Raw records:
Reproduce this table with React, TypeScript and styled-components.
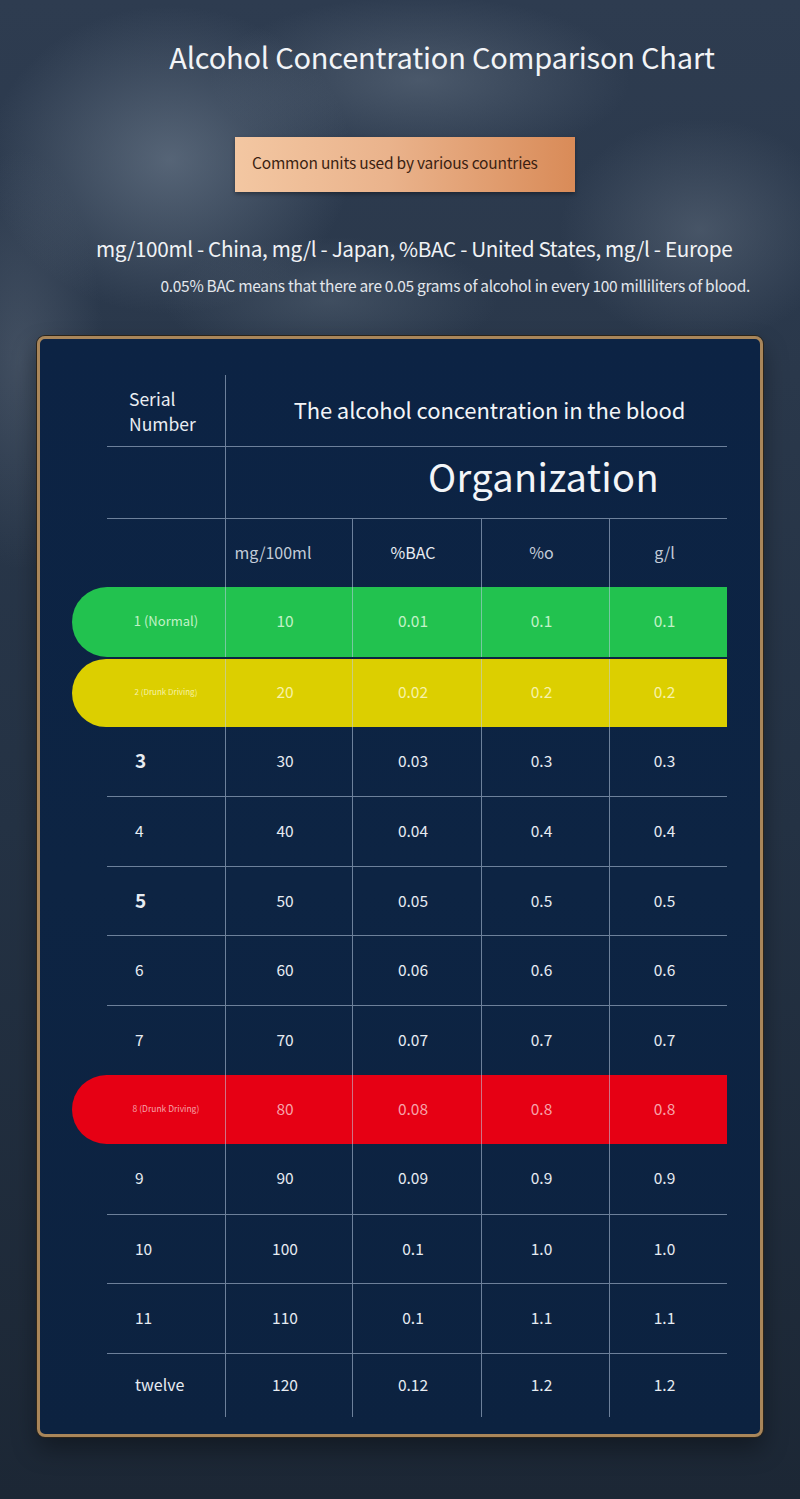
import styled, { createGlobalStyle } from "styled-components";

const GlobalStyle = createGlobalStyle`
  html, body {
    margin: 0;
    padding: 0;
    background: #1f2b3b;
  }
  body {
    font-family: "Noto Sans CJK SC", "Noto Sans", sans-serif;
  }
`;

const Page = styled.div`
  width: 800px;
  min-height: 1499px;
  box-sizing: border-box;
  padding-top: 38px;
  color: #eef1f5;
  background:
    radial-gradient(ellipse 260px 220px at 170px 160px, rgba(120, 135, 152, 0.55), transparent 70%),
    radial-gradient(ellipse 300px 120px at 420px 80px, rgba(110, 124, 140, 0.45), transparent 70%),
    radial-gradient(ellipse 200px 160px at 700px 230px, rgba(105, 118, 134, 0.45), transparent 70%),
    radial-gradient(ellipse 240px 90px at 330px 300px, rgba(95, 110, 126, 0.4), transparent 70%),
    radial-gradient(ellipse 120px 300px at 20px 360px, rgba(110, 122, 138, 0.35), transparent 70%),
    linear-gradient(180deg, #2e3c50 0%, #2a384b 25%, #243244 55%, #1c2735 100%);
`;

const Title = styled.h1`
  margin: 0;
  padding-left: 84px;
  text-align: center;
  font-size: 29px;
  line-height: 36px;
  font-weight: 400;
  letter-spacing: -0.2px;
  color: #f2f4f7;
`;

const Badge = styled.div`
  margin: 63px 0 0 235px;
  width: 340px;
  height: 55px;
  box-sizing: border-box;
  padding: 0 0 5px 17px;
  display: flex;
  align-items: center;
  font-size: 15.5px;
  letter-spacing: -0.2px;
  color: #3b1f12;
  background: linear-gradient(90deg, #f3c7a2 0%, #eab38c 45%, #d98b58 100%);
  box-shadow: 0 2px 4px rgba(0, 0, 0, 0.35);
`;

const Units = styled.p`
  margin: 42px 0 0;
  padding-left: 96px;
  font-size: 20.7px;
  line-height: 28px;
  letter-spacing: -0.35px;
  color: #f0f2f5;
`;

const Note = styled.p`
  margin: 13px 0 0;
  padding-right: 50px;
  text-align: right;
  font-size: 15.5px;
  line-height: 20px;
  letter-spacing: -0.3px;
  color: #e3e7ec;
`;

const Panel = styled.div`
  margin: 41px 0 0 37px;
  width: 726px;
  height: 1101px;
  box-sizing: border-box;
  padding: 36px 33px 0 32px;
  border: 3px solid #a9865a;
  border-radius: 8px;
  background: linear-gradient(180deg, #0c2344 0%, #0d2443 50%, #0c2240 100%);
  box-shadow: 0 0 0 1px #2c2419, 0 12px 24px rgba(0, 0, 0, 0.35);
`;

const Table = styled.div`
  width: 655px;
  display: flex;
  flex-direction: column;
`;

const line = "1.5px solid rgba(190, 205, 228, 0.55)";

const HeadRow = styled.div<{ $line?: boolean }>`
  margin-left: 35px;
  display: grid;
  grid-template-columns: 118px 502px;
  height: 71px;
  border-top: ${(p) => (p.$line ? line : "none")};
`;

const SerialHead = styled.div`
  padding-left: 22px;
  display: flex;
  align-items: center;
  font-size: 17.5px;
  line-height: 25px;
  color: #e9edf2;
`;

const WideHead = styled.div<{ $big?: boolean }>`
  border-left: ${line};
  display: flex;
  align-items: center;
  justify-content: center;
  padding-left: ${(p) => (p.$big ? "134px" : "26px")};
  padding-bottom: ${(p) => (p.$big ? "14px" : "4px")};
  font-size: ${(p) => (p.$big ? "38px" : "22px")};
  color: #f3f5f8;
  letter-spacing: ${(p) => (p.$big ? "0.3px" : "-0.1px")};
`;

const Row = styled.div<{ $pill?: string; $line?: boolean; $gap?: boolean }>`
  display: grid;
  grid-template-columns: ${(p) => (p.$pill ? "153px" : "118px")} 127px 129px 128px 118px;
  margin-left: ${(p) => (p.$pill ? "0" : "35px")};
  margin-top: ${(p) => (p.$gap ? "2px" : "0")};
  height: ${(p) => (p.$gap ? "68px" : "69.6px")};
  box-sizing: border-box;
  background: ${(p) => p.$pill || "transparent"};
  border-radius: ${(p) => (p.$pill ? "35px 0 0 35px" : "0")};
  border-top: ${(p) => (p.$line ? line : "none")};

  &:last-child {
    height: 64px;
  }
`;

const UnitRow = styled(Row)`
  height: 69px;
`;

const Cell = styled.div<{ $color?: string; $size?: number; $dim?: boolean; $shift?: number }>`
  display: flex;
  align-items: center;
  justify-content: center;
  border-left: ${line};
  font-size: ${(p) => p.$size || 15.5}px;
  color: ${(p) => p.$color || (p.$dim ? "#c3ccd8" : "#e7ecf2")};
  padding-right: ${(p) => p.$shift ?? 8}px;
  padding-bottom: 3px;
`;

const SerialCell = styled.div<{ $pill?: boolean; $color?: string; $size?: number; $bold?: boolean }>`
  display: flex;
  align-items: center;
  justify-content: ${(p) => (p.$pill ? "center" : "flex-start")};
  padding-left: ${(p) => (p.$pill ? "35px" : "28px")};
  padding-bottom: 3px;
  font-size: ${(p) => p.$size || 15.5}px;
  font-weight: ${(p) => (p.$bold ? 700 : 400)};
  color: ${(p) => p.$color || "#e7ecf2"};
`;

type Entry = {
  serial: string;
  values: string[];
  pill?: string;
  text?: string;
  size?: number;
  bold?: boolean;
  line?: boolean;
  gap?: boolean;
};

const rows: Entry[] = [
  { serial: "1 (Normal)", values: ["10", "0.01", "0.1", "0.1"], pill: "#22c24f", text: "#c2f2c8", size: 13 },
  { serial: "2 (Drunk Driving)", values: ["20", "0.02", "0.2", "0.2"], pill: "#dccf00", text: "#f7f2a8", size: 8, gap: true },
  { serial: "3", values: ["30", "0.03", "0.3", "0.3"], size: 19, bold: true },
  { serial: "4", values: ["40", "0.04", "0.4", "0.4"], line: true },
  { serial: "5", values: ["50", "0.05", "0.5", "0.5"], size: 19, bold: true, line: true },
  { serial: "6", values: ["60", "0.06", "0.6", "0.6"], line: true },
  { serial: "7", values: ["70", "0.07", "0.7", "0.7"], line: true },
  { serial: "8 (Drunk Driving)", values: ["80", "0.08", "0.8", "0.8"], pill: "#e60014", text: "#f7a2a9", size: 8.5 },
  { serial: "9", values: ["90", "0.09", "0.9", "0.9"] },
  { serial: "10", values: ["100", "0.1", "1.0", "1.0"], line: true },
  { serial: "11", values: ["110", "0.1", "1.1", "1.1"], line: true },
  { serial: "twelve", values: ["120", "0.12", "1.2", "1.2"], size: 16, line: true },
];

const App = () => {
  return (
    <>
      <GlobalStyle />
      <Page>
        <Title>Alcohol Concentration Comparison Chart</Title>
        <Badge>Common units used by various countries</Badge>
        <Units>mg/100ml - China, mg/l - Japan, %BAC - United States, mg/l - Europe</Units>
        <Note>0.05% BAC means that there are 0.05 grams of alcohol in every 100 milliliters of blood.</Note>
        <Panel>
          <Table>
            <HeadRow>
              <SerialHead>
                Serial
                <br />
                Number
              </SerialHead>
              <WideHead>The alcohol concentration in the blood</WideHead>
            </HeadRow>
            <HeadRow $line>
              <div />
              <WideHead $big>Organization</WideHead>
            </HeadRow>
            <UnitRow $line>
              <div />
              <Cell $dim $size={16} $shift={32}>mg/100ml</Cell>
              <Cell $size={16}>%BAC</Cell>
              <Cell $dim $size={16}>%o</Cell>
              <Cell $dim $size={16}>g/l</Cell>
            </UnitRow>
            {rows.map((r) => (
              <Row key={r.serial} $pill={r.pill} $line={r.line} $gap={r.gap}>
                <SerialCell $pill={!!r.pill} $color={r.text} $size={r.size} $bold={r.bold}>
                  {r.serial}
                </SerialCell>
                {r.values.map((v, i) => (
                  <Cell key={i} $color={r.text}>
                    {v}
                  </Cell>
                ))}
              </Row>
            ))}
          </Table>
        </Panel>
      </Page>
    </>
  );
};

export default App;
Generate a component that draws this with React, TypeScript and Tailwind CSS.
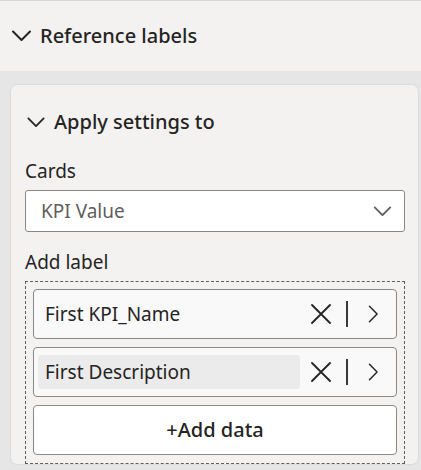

## [What this task involves]
Scan the material above. Return every line containing the string "components".

## [Full output]
Reproduce this table with React, TypeScript and styled-components.
import styled, { createGlobalStyle } from "styled-components";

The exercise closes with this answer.